#### Supplied data
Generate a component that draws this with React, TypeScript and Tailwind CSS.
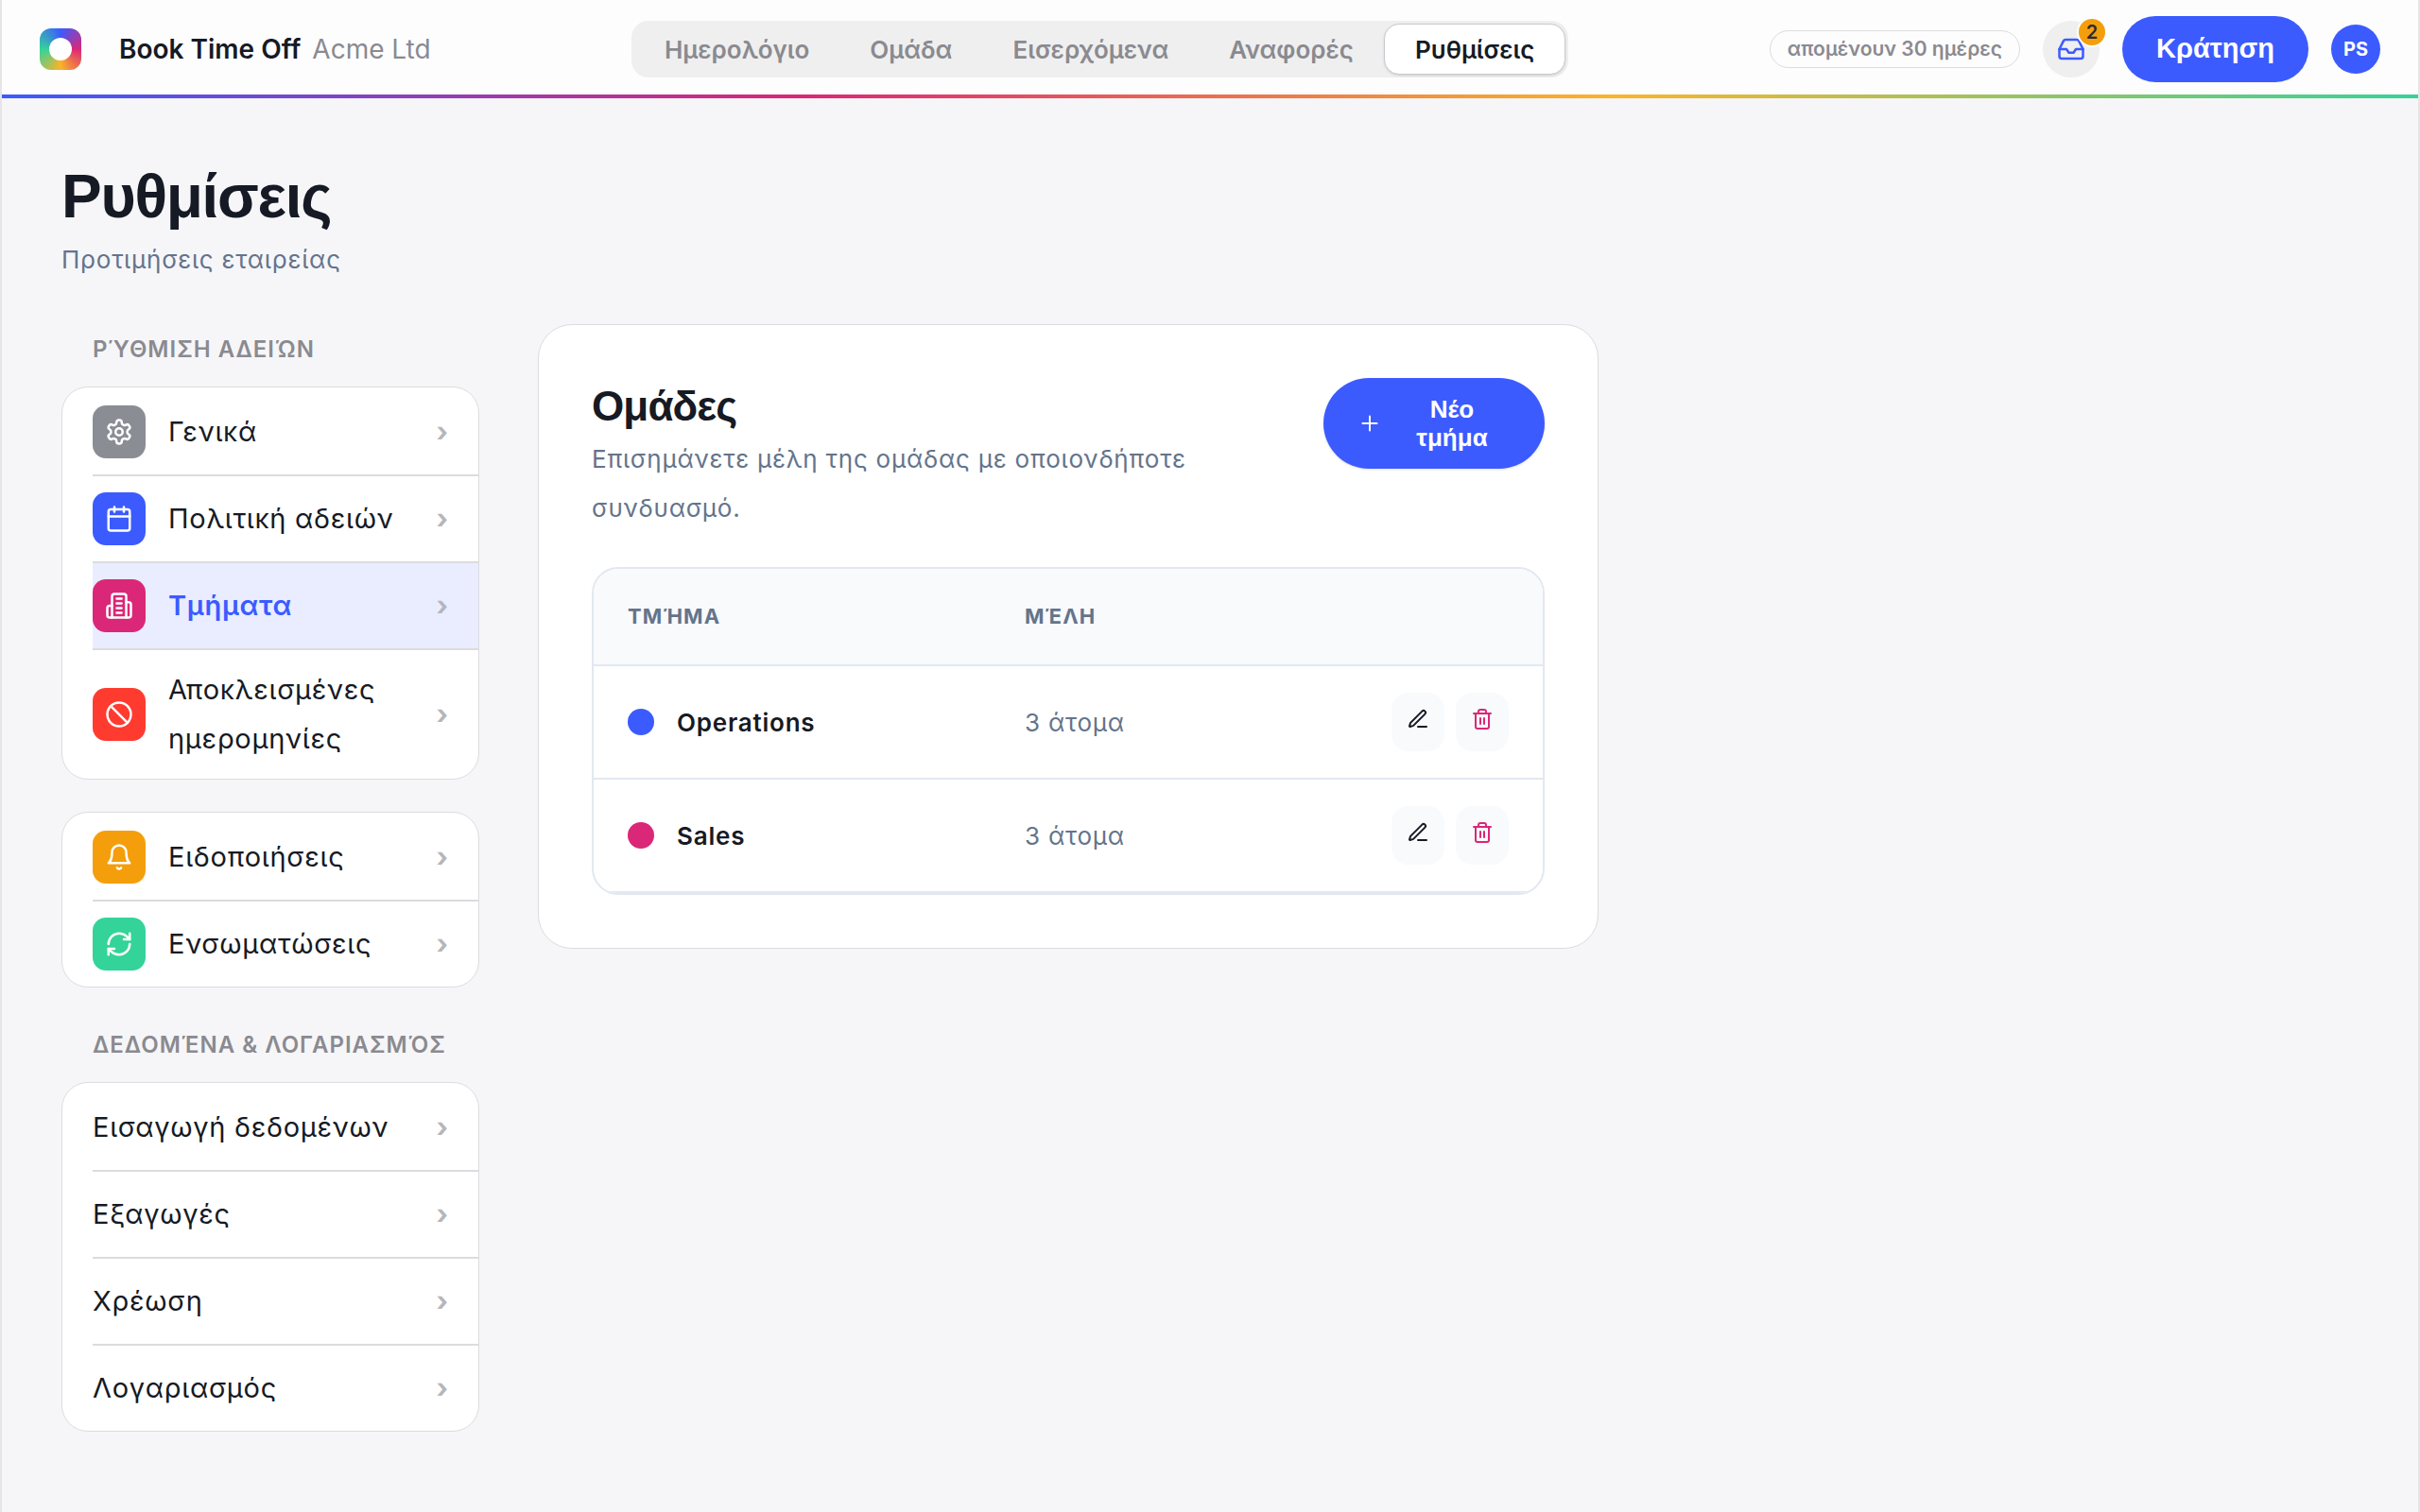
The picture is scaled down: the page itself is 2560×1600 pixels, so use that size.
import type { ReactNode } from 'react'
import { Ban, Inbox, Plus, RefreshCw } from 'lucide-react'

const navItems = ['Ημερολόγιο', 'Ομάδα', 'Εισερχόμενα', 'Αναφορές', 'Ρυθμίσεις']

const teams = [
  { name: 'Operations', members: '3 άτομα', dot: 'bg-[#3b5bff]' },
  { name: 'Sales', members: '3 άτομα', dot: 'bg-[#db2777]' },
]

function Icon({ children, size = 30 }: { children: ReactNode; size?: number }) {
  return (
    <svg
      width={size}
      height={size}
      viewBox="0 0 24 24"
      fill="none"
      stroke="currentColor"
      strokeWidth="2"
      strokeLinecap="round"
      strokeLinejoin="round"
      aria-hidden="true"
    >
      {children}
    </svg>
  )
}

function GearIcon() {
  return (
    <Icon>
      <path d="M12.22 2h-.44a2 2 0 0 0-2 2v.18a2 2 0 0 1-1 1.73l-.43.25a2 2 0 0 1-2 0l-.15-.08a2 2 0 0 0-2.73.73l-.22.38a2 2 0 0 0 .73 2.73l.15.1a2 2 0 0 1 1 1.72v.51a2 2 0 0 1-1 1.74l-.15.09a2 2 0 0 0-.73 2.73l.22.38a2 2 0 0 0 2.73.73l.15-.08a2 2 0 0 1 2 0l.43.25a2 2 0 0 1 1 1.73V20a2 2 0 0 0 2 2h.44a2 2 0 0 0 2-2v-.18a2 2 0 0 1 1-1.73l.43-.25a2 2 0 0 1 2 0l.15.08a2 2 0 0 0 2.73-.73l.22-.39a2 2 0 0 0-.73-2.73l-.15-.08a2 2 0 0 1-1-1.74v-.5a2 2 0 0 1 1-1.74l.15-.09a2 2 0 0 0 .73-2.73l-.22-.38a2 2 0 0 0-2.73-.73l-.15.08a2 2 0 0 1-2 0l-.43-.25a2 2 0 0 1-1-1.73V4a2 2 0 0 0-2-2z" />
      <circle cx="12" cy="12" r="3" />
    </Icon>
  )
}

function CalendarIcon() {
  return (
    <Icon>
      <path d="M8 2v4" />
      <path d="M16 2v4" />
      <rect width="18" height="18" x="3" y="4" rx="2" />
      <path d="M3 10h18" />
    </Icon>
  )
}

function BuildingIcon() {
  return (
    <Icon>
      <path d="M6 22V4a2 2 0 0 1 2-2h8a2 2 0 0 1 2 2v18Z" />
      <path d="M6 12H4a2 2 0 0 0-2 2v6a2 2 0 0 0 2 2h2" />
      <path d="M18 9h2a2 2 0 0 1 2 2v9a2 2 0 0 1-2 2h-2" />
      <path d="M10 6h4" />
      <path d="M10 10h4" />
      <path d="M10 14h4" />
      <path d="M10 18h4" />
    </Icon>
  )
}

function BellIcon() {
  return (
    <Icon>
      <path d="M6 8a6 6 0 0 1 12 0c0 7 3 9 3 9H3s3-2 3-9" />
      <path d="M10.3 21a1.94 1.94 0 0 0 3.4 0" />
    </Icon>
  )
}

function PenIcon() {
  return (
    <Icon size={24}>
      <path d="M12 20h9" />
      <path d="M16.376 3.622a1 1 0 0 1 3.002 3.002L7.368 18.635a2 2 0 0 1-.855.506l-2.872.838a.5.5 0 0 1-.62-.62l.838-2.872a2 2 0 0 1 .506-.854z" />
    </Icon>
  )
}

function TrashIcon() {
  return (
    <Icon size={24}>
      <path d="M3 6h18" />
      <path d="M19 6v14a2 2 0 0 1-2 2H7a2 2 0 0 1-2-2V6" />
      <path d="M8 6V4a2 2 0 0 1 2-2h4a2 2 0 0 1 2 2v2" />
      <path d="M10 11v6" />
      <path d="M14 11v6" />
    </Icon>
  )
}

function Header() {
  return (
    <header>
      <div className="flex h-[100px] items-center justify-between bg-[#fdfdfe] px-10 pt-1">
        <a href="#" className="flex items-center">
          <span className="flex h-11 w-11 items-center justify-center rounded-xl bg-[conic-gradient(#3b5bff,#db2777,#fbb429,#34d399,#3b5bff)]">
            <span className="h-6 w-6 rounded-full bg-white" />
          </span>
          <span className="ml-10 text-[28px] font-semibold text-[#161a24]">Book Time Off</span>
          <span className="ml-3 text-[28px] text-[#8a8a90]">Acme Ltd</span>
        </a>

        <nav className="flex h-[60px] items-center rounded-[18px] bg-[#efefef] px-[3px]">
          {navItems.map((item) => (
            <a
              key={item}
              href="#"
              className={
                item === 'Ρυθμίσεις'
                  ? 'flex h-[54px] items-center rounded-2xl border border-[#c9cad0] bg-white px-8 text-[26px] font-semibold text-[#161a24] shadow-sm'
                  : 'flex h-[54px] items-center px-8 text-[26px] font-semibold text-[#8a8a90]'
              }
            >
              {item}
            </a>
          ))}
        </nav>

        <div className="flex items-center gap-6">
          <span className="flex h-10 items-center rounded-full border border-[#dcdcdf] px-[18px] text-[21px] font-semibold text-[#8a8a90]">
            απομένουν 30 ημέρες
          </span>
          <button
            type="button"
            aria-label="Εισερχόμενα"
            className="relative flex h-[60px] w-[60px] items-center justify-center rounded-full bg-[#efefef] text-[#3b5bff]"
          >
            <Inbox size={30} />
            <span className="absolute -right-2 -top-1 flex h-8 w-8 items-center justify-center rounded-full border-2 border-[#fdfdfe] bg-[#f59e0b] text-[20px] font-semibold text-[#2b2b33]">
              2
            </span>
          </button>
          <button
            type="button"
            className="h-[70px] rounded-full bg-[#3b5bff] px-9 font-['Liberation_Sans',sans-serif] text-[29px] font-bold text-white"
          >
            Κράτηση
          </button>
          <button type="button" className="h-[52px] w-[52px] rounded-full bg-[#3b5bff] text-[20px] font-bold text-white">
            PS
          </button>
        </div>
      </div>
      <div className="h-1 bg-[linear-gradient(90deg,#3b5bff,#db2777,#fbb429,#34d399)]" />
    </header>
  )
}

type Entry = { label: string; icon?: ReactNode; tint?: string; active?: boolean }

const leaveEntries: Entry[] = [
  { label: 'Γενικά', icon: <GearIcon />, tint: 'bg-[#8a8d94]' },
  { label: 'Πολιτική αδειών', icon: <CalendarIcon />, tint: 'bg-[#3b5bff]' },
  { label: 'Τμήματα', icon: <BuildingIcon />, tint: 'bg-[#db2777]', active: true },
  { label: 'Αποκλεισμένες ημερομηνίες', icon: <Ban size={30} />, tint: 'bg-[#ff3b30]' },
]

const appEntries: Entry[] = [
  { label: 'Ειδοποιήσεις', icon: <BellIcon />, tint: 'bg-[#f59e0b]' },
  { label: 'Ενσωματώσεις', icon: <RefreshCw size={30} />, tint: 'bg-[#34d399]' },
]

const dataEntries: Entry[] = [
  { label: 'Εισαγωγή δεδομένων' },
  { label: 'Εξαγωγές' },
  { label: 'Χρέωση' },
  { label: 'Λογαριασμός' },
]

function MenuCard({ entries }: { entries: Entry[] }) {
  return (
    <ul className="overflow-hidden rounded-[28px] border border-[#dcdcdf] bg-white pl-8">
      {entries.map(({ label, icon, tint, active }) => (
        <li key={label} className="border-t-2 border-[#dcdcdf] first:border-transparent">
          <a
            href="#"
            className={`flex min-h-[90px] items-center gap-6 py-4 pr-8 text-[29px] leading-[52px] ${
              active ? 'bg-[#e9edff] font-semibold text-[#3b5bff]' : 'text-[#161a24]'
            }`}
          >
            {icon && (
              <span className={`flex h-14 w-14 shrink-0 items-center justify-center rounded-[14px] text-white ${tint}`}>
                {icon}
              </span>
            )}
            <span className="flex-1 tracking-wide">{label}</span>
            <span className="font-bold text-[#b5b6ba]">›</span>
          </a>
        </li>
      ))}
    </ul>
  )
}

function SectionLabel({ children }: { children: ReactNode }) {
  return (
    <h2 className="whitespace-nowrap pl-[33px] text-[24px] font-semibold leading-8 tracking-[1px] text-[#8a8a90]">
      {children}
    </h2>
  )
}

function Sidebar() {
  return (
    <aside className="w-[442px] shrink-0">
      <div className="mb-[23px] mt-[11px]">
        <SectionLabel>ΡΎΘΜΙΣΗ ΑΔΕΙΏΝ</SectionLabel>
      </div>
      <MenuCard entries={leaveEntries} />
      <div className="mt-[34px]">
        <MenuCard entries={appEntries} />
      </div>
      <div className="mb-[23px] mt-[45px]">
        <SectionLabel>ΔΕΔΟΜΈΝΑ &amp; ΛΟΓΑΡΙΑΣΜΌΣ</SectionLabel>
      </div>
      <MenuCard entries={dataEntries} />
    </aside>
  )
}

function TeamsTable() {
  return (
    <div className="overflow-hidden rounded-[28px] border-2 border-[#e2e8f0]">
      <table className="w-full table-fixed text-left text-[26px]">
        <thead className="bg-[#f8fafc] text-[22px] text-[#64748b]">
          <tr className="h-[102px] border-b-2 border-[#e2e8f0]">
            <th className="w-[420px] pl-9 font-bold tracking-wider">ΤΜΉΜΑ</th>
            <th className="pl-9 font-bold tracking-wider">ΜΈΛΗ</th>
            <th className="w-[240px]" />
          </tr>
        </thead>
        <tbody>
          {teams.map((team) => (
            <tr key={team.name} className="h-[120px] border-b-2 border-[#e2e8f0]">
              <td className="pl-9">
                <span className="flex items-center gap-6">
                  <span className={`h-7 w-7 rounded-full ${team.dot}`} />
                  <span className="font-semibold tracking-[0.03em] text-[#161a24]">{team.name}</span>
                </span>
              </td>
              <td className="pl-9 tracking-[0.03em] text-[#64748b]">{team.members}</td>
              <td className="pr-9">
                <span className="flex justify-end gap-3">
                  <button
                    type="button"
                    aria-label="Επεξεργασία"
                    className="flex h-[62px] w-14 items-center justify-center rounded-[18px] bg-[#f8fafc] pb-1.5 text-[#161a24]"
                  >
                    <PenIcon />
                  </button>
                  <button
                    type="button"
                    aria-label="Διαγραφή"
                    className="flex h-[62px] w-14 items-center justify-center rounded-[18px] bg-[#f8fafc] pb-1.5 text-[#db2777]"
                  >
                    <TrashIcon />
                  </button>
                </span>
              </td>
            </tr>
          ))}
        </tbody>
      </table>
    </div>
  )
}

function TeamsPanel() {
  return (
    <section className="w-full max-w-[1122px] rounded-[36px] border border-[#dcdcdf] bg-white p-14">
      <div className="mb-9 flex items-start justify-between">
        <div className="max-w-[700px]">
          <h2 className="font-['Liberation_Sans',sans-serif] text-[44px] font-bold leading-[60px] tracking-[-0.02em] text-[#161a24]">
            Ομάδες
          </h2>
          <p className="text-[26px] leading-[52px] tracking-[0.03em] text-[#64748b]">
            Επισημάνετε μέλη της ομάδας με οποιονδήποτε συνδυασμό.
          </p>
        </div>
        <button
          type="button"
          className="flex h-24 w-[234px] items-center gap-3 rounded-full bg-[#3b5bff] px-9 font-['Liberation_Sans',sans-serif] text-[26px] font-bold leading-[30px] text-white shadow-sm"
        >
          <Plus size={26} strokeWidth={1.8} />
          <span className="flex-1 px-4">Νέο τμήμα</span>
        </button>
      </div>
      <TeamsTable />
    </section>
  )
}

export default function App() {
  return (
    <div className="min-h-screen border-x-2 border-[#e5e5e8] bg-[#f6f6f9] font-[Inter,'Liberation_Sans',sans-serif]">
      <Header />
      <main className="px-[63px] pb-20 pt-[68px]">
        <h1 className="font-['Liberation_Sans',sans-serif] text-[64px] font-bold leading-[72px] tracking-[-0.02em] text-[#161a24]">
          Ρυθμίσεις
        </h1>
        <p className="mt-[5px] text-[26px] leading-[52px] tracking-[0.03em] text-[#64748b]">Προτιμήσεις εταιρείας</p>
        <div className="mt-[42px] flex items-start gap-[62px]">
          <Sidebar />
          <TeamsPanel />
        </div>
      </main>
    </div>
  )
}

#### Written request
Leave out the pictures, then repeat the listing above exactly from its first line to the line with "['Ημερολόγιο', 'Ομάδα', 'Εισερχόμενα', 'Αναφορές', 'Ρυθμίσεις']", inclusive.

#### Result of the exercise
Generate a component that draws this with React, TypeScript and Tailwind CSS.
The picture is scaled down: the page itself is 2560×1600 pixels, so use that size.
import type { ReactNode } from 'react'
import { Ban, Inbox, Plus, RefreshCw } from 'lucide-react'

const navItems = ['Ημερολόγιο', 'Ομάδα', 'Εισερχόμενα', 'Αναφορές', 'Ρυθμίσεις']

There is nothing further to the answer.